It’s 2015. Smartphones, tablets, and other smart devices have been sewn into the fabric of our daily lives. Because smart technologies are so common, it can be assumed that a majority of individuals are familiar with robots in some form. In terms of assistive technology, the field of robotics offers an indefinite amount of promise. This is reflected in the recent development coined “Robear,” by Japanese research institute, Riken.
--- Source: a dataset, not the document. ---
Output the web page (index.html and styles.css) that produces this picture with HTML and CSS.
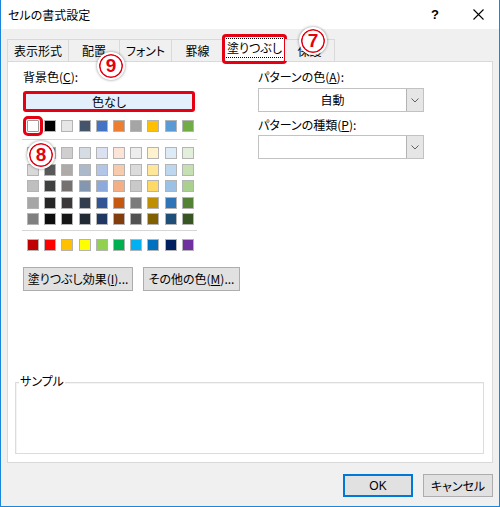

Robear is a caregiver designed to help transfer individuals from their beds or wheelchairs. It is not a standard caregiver though; Robear is a bear-like robot. This machine is actually the third and latest iteration of the caregiver robot developed by Riken. According to an article on Engadget, “The first model announced in 2009 was called RIBA, followed by RIBA-II in 2011, though Riken also came out with a Pillsbury Doughboy-like model back in 2006 called RI-MAN.” Robear weighs 309 pounds, making it a lot lighter than its 507-pound predecessor. It also includes features to ensure it’s gentler and more careful while carrying patients to/from their beds or wheelchairs than the older versions.
Specifically, it includes actuator units with a very low gear ratio, allowing the joints to move very quickly and precisely, and allowing backdrivability, meaning that the force encountered by the actuators as they perform their tasks can be quickly fed back into the system, allowing softer movement. It also incorporates three types of sensors, including torque sensors and Smart Rubber capacitance-type tactile sensors made entirely of rubber, which allow for gentle movements, ensuring that the robot can perform power-intensive tasks such as lifting patients without endangering them.
The goal of the project is to help individuals, especially the elderly, regain some independence. It would do so by giving said individuals the ability to move around the house without depending on another person.
For now, Robear is only a research project. Riken and its partners continue to improve it’s technology, reduce its weight, and ensure its safety.